Creepy ghost story avoids gore but still scares.
What parents need to know
Positive role models
Drinking, drugs, & smoking
Parents Need to Know
Parents need to know that Haunter is a kind of low-voltage ghost story that focuses more on characters and mood than on blood and gore. The plot involves a killer who has kidnapped and killed teen girls for years; now he does it as a ghost. Aside from vague descriptions of his acts, very little blood or gore is shown. There are a few scary ghost scenes (including one scene in which the main character's family seems to decompose and turn into skeletons), and characters shouting and throwing temper tantrums. Language is mild and includes uses of "son of a bitch," "hell," "Goddamn," and "bastard." Adults smoke cigarettes in a couple of scenes, and there are several 1980s brand names on display. This movie won't scare older teen horror fans, but it may be fine for sturdy younger teens looking for an introductory horror movie.
What's the story?
Lisa Johnson (Abigail Breslin) seems to be living the same day over and over again, the same interactions with her mom, dad, and little brother, same meals, same Siouxsie and the Banshees t-shirt, same episode of "Murder, She Wrote" on TV. Unfortunately, Lisa isn't stuck in "Groundhog Day." She and her family are dead and trapped in their house, surrounded by fog. But Lisa begins hearing strange noises, and upon investigating, learns that a series of young women have been kidnapped and killed in this very house. Lisa can't save herself, but she may be able to help the killer's next intended victim.
Is it any good?
Cult director Vincenzo Natali (Cube, Splice) has come up with an unusual, refreshing take on a typical ghost story. There's no emphasis on gore, blood, language, or sex. Even the scary stuff is muted; instead, the focus is on good, strong characters, an idea, and a mood. The house is kept enshrouded in gray fog, and yet nothing ever seems unnaturally dark. Likewise, the story is cleverly unveiled, getting the biggest "twist" out of the way early so that the characters become more important than plot.
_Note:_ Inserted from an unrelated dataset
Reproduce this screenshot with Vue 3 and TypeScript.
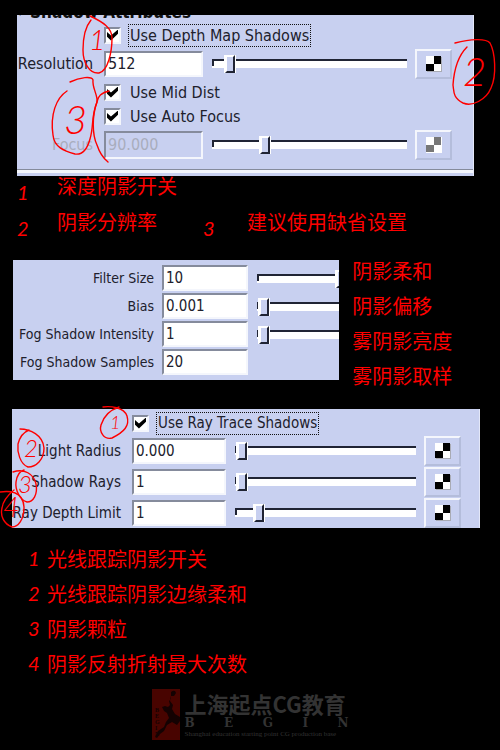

Abigail Breslin's natural sweetness and charisma helps sell the conflicting concepts that, although she's sick of her family, she still loves them. And although she's scared of what's going on, she won't stop investigating. Her rapport with the other characters in the movie suggests a genuine connectedness, and a desire to help (as well as the courage to ask for help). It's as if Natali's supernatural setting stripped away all earthly concerns and arrived at something startlingly pure. Teens looking for a super scary movie without the blood and gore will find what they're looking for here.
Families can talk about...
- Families can talk about the movie's use of violence. What was shown and what was just hinted at? Do you think this movie would have been scarier with more blood and gore? Is there any kind of scare you won't watch?
Is the Lisa character a realistic teen? What are her positive and negative qualities?